__The problem__
Copy, from the entries below, each line where the word "code" can be found.

__Given information__
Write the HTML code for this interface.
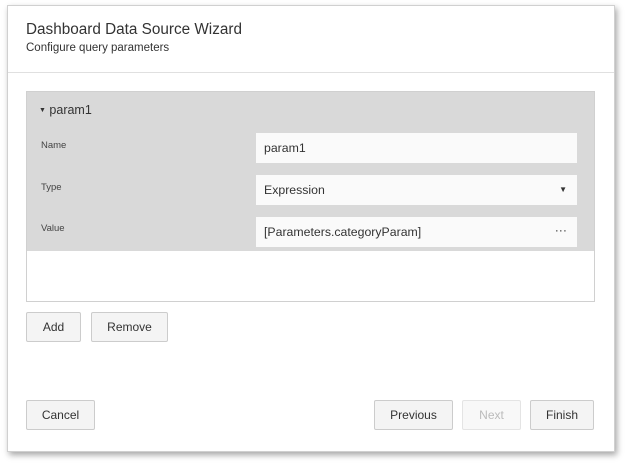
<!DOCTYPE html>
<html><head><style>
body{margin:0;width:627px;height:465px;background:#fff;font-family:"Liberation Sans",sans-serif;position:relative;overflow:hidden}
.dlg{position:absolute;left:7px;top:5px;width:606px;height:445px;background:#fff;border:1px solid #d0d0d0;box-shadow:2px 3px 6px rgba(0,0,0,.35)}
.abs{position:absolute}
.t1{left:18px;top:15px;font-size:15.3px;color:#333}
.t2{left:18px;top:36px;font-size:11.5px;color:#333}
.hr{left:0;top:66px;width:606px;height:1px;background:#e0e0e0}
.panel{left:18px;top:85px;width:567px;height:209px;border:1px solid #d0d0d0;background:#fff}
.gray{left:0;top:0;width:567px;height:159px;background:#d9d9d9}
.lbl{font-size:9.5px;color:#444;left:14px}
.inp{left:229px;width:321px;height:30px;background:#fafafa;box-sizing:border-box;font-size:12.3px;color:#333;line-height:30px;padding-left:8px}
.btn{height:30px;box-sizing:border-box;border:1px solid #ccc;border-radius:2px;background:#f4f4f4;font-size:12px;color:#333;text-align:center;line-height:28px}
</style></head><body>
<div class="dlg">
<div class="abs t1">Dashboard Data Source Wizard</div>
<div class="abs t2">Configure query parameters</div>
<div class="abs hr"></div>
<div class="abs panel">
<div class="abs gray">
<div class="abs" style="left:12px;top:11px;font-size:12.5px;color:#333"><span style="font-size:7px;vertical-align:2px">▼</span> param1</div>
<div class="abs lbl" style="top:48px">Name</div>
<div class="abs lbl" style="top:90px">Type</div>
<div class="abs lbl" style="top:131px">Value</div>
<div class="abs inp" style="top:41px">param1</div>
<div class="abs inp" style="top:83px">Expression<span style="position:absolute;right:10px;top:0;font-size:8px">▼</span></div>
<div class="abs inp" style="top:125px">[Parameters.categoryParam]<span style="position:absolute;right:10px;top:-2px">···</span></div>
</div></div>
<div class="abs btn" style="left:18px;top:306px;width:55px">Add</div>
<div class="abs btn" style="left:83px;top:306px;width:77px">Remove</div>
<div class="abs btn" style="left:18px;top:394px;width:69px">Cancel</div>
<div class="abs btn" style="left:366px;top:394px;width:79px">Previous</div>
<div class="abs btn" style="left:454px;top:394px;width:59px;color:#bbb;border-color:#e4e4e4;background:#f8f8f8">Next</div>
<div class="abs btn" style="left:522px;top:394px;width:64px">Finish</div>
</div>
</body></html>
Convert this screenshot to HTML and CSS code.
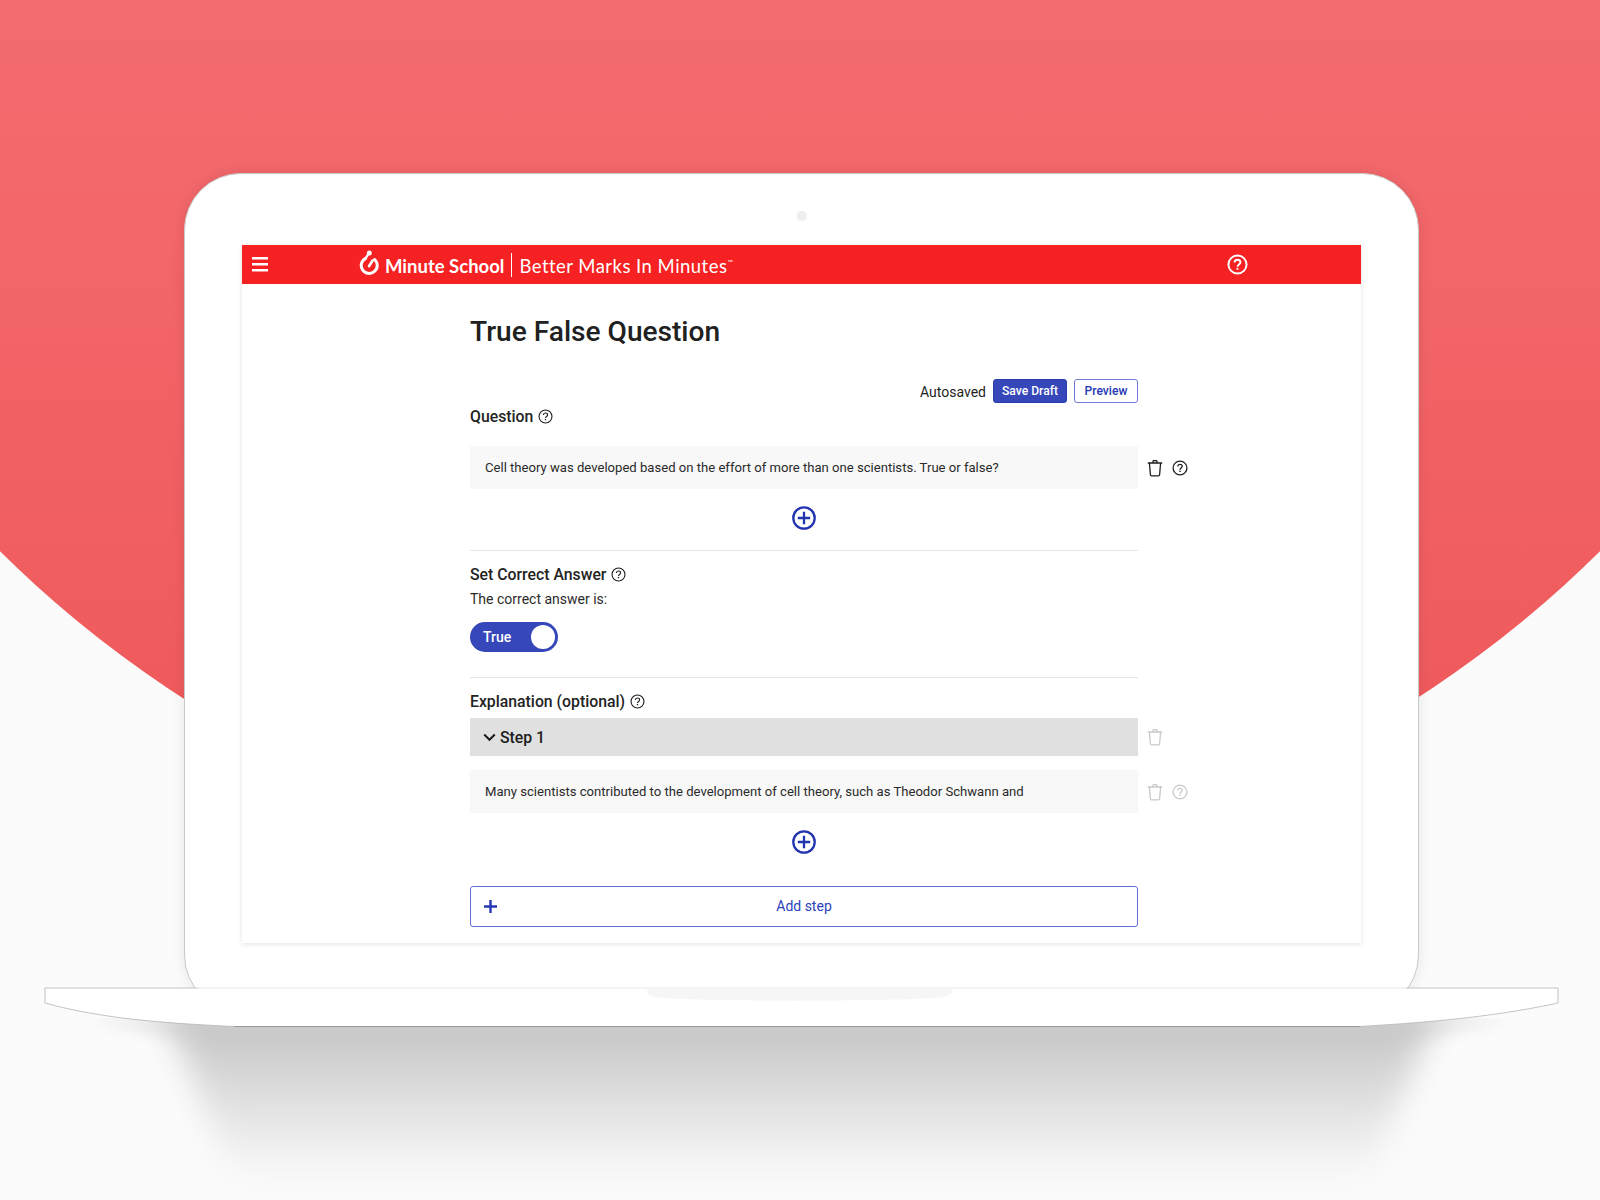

__Answer for this exercise__
Write the HTML code for this interface.
Convert this screenshot to HTML and CSS code.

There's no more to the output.